Она кивнула. Куклы ожили, заговорив нашими голосами. Пока я развлекала девочку, Андрей проводил обследование. Отвлекшись на минуту от игры, я заметила, как сошлись брови на его переносице и опустились уголки рта.

— Оленька, — погладил девочку по голове Андрей, — плохие новости.

— Опять?! — ее глаза округлились и заблестели.

— Да, придется еще разок.

— Не хочу операцию, — замотала она головой. — Не буду!

Оленькино лицо побледнело, на губах проступила синева. Я положила руку ей на плечо, пытаясь успокоить. Сквозь тонкую футболку я почувствовала, как часто пульсирует венка на ее ключице. Оленьку затрясло, она открыла рот и принялась часто дышать. Андрей шагнул к капельнице и покрутил колесико. Девочка дрожала, из горла доносились свистящие звуки.

— Ты что, больше ничего не сделаешь? — посмотрела я на Андрея. — Помоги ей!

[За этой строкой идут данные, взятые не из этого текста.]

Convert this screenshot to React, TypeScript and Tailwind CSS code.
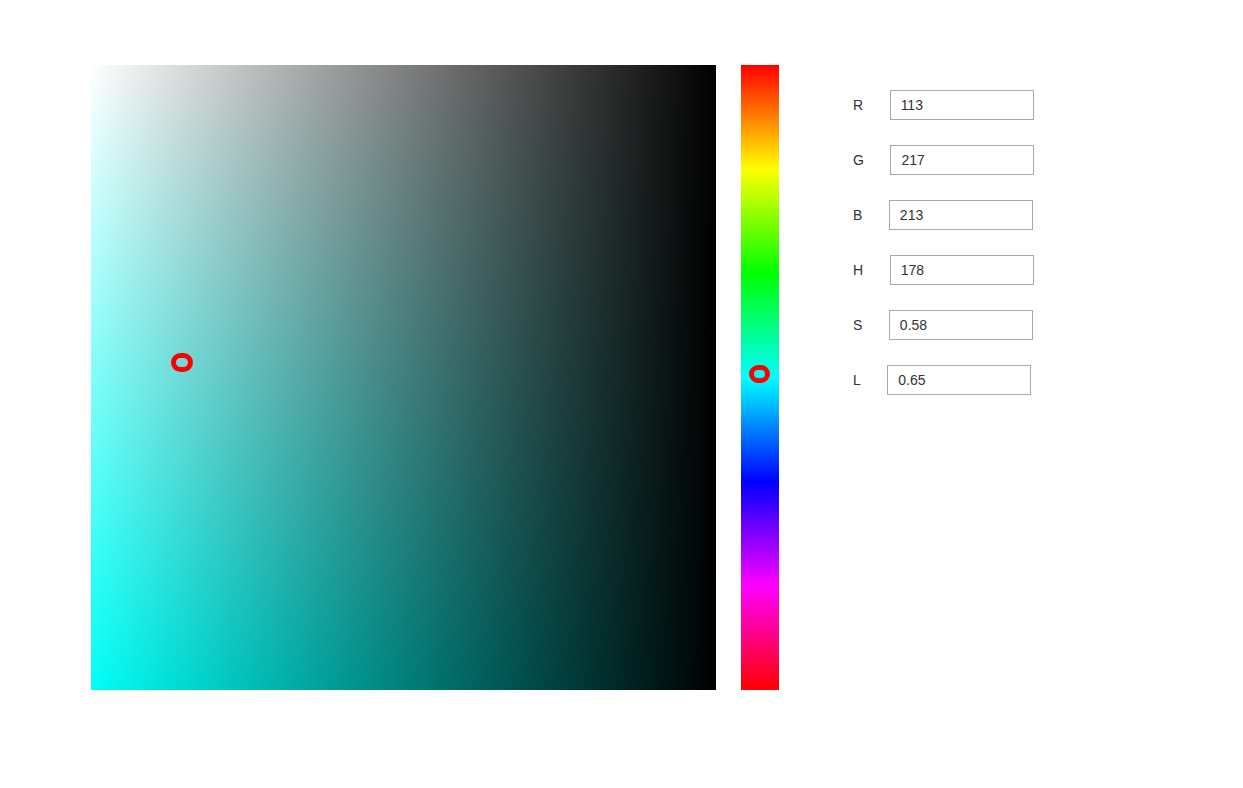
import React from 'react';

const fields = [
  { label: 'R', value: '113' },
  { label: 'G', value: '217' },
  { label: 'B', value: '213' },
  { label: 'H', value: '178' },
  { label: 'S', value: '0.58' },
  { label: 'L', value: '0.65' },
];

export default function App() {
  return (
    <div className="min-h-[788px] bg-white pl-[91px] pt-[65px] font-['Liberation_Sans',Arial,sans-serif]">
      <div className="flex items-start">
        {/* saturation / lightness square */}
        <div className="relative h-[625px] w-[625px] bg-[hsl(178,100%,50%)]">
          <div className="absolute inset-0 bg-gradient-to-b from-white to-transparent" />
          <div className="absolute inset-0 bg-gradient-to-r from-transparent to-black" />
          <div className="absolute left-[80px] top-[288px] h-[19px] w-[22px] rounded-full border-[5px] border-[#ff0000]" />
        </div>

        {/* hue strip */}
        <div className="relative ml-[25px] h-[625px] w-[38px] bg-[linear-gradient(to_bottom,#ff0000,#ffff00,#00ff00,#00ffff,#0000ff,#ff00ff,#ff0000)]">
          <div className="absolute left-[8px] top-[300px] h-[18px] w-[21px] rounded-full border-[5px] border-[#ff0000]" />
        </div>

        {/* value fields */}
        <div className="ml-[74px] flex flex-col gap-[25px] pt-[25px]">
          {fields.map((f) => (
            <div key={f.label} className="flex h-[30px] items-center">
              <span className="mr-[26.5px] text-[14px] text-[#333]">{f.label}</span>
              <input
                readOnly
                value={f.value}
                className="h-[30px] w-[144px] border border-[#a9a9a9] px-[10px] text-[14px] text-[#333] outline-none"
              />
            </div>
          ))}
        </div>
      </div>
    </div>
  );
}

Вместо ответа он развел руками. Я прижала Оленьку к груди и принялась поглаживать по спинке. Так мама успокаивала нас с братом после кошмарных снов. Постепенно свистящие звуки стали доноситься реже, а потом и вовсе затихли. Оленька снова начала дышать носом, ее перестала бить дрожь. Выйдя из палаты, я впервые села на коричневый диванчик и расплакалась. Андрей присел рядом.